■ What the task requires ■
Quote the listing in full, exactly as given, minus any pictures.

■ Dataset content ■
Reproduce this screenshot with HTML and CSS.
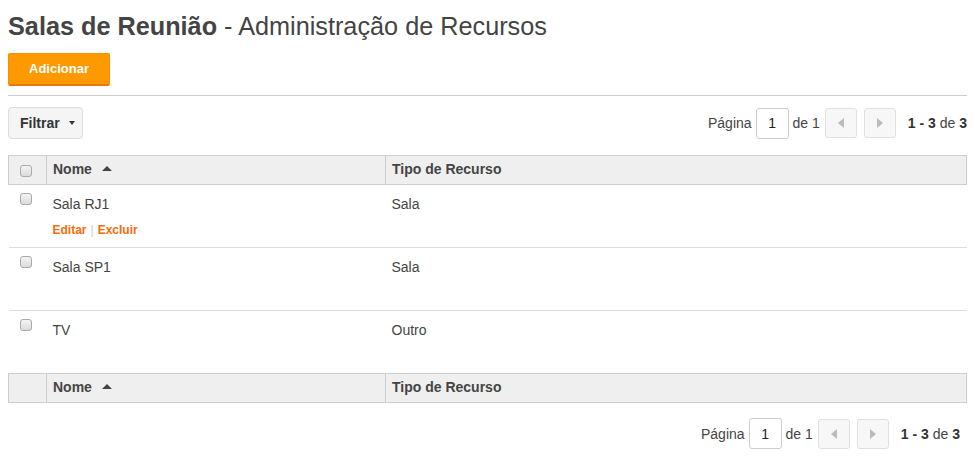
FILE: index.html
```html
<!DOCTYPE html>
<html lang="pt">
<head>
<meta charset="utf-8">
<link rel="stylesheet" href="styles.css">
</head>
<body>
<div class="page">
  <h1 class="title"><strong>Salas de Reunião</strong> - Administração de Recursos</h1>
  <div class="actions"><button class="btn-primary">Adicionar</button></div>
  <div class="toolbar">
    <button class="btn-filter">Filtrar <span class="caret"></span></button>
    <div class="pager">
      <span class="lbl">Página</span>
      <span class="page-input">1</span>
      <span class="lbl">de 1</span>
      <span class="pbtn"><svg width="6" height="10" viewBox="0 0 6 10"><path d="M6 0L0 5L6 10Z" fill="#bbb"/></svg></span>
      <span class="pbtn"><svg width="6" height="10" viewBox="0 0 6 10"><path d="M0 0L6 5L0 10Z" fill="#bbb"/></svg></span>
      <span class="count"><b>1 - 3</b> de <b>3</b></span>
    </div>
  </div>
  <table class="grid">
    <thead>
      <tr>
        <th class="c-check"><span class="cb"></span></th>
        <th class="c-name">Nome <span class="sort"></span></th>
        <th class="c-type">Tipo de Recurso</th>
      </tr>
    </thead>
    <tbody>
      <tr>
        <td class="c-check"><span class="cb"></span></td>
        <td class="c-name"><div>Sala RJ1</div><div class="row-actions"><a>Editar</a><span class="sep">|</span><a>Excluir</a></div></td>
        <td class="c-type">Sala</td>
      </tr>
      <tr>
        <td class="c-check"><span class="cb"></span></td>
        <td class="c-name"><div>Sala SP1</div></td>
        <td class="c-type">Sala</td>
      </tr>
      <tr class="last">
        <td class="c-check"><span class="cb"></span></td>
        <td class="c-name"><div>TV</div></td>
        <td class="c-type">Outro</td>
      </tr>
    </tbody>
    <tfoot>
      <tr>
        <th class="c-check"></th>
        <th class="c-name">Nome <span class="sort"></span></th>
        <th class="c-type">Tipo de Recurso</th>
      </tr>
    </tfoot>
  </table>
  <div class="bottom-pager">
    <div class="pager">
      <span class="lbl">Página</span>
      <span class="page-input">1</span>
      <span class="lbl">de 1</span>
      <span class="pbtn"><svg width="6" height="10" viewBox="0 0 6 10"><path d="M6 0L0 5L6 10Z" fill="#bbb"/></svg></span>
      <span class="pbtn"><svg width="6" height="10" viewBox="0 0 6 10"><path d="M0 0L6 5L0 10Z" fill="#bbb"/></svg></span>
      <span class="count"><b>1 - 3</b> de <b>3</b></span>
    </div>
  </div>
</div>
</body>
</html>
```

FILE: styles.css
```css
* { box-sizing: border-box; }
body {
  margin: 0;
  font-family: "Liberation Sans", Arial, sans-serif;
  color: #444;
  background: #fff;
}
.page { padding: 8px 8px 0 8px; }
.title {
  margin: 0;
  font-size: 25.25px;
  font-weight: normal;
  line-height: 36px;
  color: #444;
}
.title strong { font-weight: bold; }
.actions { margin-top: 9px; padding-bottom: 9px; border-bottom: 1px solid #ccc; }
.btn-primary {
  display: block;
  width: 102px;
  height: 33px;
  background: #ff9900;
  border: 1px solid #f39200;
  border-bottom: 2px solid #e87800;
  border-radius: 2px;
  color: #fff;
  font-family: "Liberation Sans", Arial, sans-serif;
  font-weight: bold;
  font-size: 13px;
  padding: 0 0 1px 0;
}
.toolbar {
  display: flex;
  justify-content: space-between;
  align-items: center;
  margin-top: 11px;
}
.btn-filter {
  height: 32px;
  width: 75px;
  background: #f5f5f5;
  border: 1px solid #dcdcdc;
  border-radius: 4px;
  font-family: "Liberation Sans", Arial, sans-serif;
  font-weight: bold;
  font-size: 14px;
  color: #333;
  text-align: left;
  padding: 0 0 0 11px;
}
.caret {
  display: inline-block;
  width: 0; height: 0;
  border-left: 3px solid transparent;
  border-right: 3px solid transparent;
  border-top: 4px solid #333;
  vertical-align: middle;
  margin-left: 5px;
  position: relative;
  top: -1px;
}
.pager {
  display: flex;
  align-items: center;
  font-size: 14px;
  color: #444;
}
.lbl { margin: 0 4px; }
.pager .lbl:first-child { margin-left: 0; }
.page-input {
  width: 33px;
  height: 31px;
  border: 1px solid #ccc;
  border-radius: 3px;
  display: flex;
  align-items: center;
  justify-content: center;
  color: #222;
}
.pbtn {
  width: 32px;
  height: 30px;
  border: 1px solid #e0e0e0;
  border-radius: 3px;
  background: #f7f7f7;
  display: flex;
  align-items: center;
  justify-content: center;
  margin-left: 1px;
}
.pbtn + .pbtn { margin-left: 7px; }
.count { margin-left: 12px; }
.count b { color: #333; }
.grid {
  width: 100%;
  margin-top: 16px;
  border-collapse: collapse;
  font-size: 14px;
}
.grid th {
  background: #efefef;
  border: 1px solid #ccc;
  text-align: left;
  font-weight: bold;
  height: 29px;
  padding: 5px 6px 0 6px;
  color: #444;
  vertical-align: top;
}
.grid .c-check { width: 38px; padding: 0 0 0 11px; text-align: left; }
.grid th.c-check { padding-top: 9px; }
.grid .c-name { width: 339px; }
.grid td {
  vertical-align: top;
  height: 63px;
  border-bottom: 1px solid #ddd;
  padding: 11px 6px 0 6px;
  color: #444;
}
.grid td.c-check { padding-top: 8px; }
.grid tr.last td { border-bottom: none; }
.cb {
  display: inline-block;
  width: 12px;
  height: 12px;
  border: 1px solid #aaa;
  border-radius: 3px;
  background: linear-gradient(#f4f4f4, #dcdcdc);
  vertical-align: top;
}
.sort {
  display: inline-block;
  width: 0; height: 0;
  border-left: 5px solid transparent;
  border-right: 5px solid transparent;
  border-bottom: 5px solid #444;
  margin-left: 6px;
  vertical-align: middle;
  position: relative;
  top: -2px;
}
.row-actions {
  margin-top: 11px;
  font-size: 12px;
  font-weight: bold;
}
.row-actions a { color: #f76b0a; }
.sep { color: #ccc; font-weight: normal; margin: 0 4px; }
.bottom-pager {
  display: flex;
  justify-content: flex-end;
  padding-right: 7px;
  margin-top: 15px;
}
```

■ Exercise response ■
Reproduce this screenshot with HTML and CSS.
FILE: index.html
```html
<!DOCTYPE html>
<html lang="pt">
<head>
<meta charset="utf-8">
<link rel="stylesheet" href="styles.css">
</head>
<body>
<div class="page">
  <h1 class="title"><strong>Salas de Reunião</strong> - Administração de Recursos</h1>
  <div class="actions"><button class="btn-primary">Adicionar</button></div>
  <div class="toolbar">
    <button class="btn-filter">Filtrar <span class="caret"></span></button>
    <div class="pager">
      <span class="lbl">Página</span>
      <span class="page-input">1</span>
      <span class="lbl">de 1</span>
      <span class="pbtn"><svg width="6" height="10" viewBox="0 0 6 10"><path d="M6 0L0 5L6 10Z" fill="#bbb"/></svg></span>
      <span class="pbtn"><svg width="6" height="10" viewBox="0 0 6 10"><path d="M0 0L6 5L0 10Z" fill="#bbb"/></svg></span>
      <span class="count"><b>1 - 3</b> de <b>3</b></span>
    </div>
  </div>
  <table class="grid">
    <thead>
      <tr>
        <th class="c-check"><span class="cb"></span></th>
        <th class="c-name">Nome <span class="sort"></span></th>
        <th class="c-type">Tipo de Recurso</th>
      </tr>
    </thead>
    <tbody>
      <tr>
        <td class="c-check"><span class="cb"></span></td>
        <td class="c-name"><div>Sala RJ1</div><div class="row-actions"><a>Editar</a><span class="sep">|</span><a>Excluir</a></div></td>
        <td class="c-type">Sala</td>
      </tr>
      <tr>
        <td class="c-check"><span class="cb"></span></td>
        <td class="c-name"><div>Sala SP1</div></td>
        <td class="c-type">Sala</td>
      </tr>
      <tr class="last">
        <td class="c-check"><span class="cb"></span></td>
        <td class="c-name"><div>TV</div></td>
        <td class="c-type">Outro</td>
      </tr>
    </tbody>
    <tfoot>
      <tr>
        <th class="c-check"></th>
        <th class="c-name">Nome <span class="sort"></span></th>
        <th class="c-type">Tipo de Recurso</th>
      </tr>
    </tfoot>
  </table>
  <div class="bottom-pager">
    <div class="pager">
      <span class="lbl">Página</span>
      <span class="page-input">1</span>
      <span class="lbl">de 1</span>
      <span class="pbtn"><svg width="6" height="10" viewBox="0 0 6 10"><path d="M6 0L0 5L6 10Z" fill="#bbb"/></svg></span>
      <span class="pbtn"><svg width="6" height="10" viewBox="0 0 6 10"><path d="M0 0L6 5L0 10Z" fill="#bbb"/></svg></span>
      <span class="count"><b>1 - 3</b> de <b>3</b></span>
    </div>
  </div>
</div>
</body>
</html>
```

FILE: styles.css
```css
* { box-sizing: border-box; }
body {
  margin: 0;
  font-family: "Liberation Sans", Arial, sans-serif;
  color: #444;
  background: #fff;
}
.page { padding: 8px 8px 0 8px; }
.title {
  margin: 0;
  font-size: 25.25px;
  font-weight: normal;
  line-height: 36px;
  color: #444;
}
.title strong { font-weight: bold; }
.actions { margin-top: 9px; padding-bottom: 9px; border-bottom: 1px solid #ccc; }
.btn-primary {
  display: block;
  width: 102px;
  height: 33px;
  background: #ff9900;
  border: 1px solid #f39200;
  border-bottom: 2px solid #e87800;
  border-radius: 2px;
  color: #fff;
  font-family: "Liberation Sans", Arial, sans-serif;
  font-weight: bold;
  font-size: 13px;
  padding: 0 0 1px 0;
}
.toolbar {
  display: flex;
  justify-content: space-between;
  align-items: center;
  margin-top: 11px;
}
.btn-filter {
  height: 32px;
  width: 75px;
  background: #f5f5f5;
  border: 1px solid #dcdcdc;
  border-radius: 4px;
  font-family: "Liberation Sans", Arial, sans-serif;
  font-weight: bold;
  font-size: 14px;
  color: #333;
  text-align: left;
  padding: 0 0 0 11px;
}
.caret {
  display: inline-block;
  width: 0; height: 0;
  border-left: 3px solid transparent;
  border-right: 3px solid transparent;
  border-top: 4px solid #333;
  vertical-align: middle;
  margin-left: 5px;
  position: relative;
  top: -1px;
}
.pager {
  display: flex;
  align-items: center;
  font-size: 14px;
  color: #444;
}
.lbl { margin: 0 4px; }
.pager .lbl:first-child { margin-left: 0; }
.page-input {
  width: 33px;
  height: 31px;
  border: 1px solid #ccc;
  border-radius: 3px;
  display: flex;
  align-items: center;
  justify-content: center;
  color: #222;
}
.pbtn {
  width: 32px;
  height: 30px;
  border: 1px solid #e0e0e0;
  border-radius: 3px;
  background: #f7f7f7;
  display: flex;
  align-items: center;
  justify-content: center;
  margin-left: 1px;
}
.pbtn + .pbtn { margin-left: 7px; }
.count { margin-left: 12px; }
.count b { color: #333; }
.grid {
  width: 100%;
  margin-top: 16px;
  border-collapse: collapse;
  font-size: 14px;
}
.grid th {
  background: #efefef;
  border: 1px solid #ccc;
  text-align: left;
  font-weight: bold;
  height: 29px;
  padding: 5px 6px 0 6px;
  color: #444;
  vertical-align: top;
}
.grid .c-check { width: 38px; padding: 0 0 0 11px; text-align: left; }
.grid th.c-check { padding-top: 9px; }
.grid .c-name { width: 339px; }
.grid td {
  vertical-align: top;
  height: 63px;
  border-bottom: 1px solid #ddd;
  padding: 11px 6px 0 6px;
  color: #444;
}
.grid td.c-check { padding-top: 8px; }
.grid tr.last td { border-bottom: none; }
.cb {
  display: inline-block;
  width: 12px;
  height: 12px;
  border: 1px solid #aaa;
  border-radius: 3px;
  background: linear-gradient(#f4f4f4, #dcdcdc);
  vertical-align: top;
}
.sort {
  display: inline-block;
  width: 0; height: 0;
  border-left: 5px solid transparent;
  border-right: 5px solid transparent;
  border-bottom: 5px solid #444;
  margin-left: 6px;
  vertical-align: middle;
  position: relative;
  top: -2px;
}
.row-actions {
  margin-top: 11px;
  font-size: 12px;
  font-weight: bold;
}
.row-actions a { color: #f76b0a; }
.sep { color: #ccc; font-weight: normal; margin: 0 4px; }
.bottom-pager {
  display: flex;
  justify-content: flex-end;
  padding-right: 7px;
  margin-top: 15px;
}
```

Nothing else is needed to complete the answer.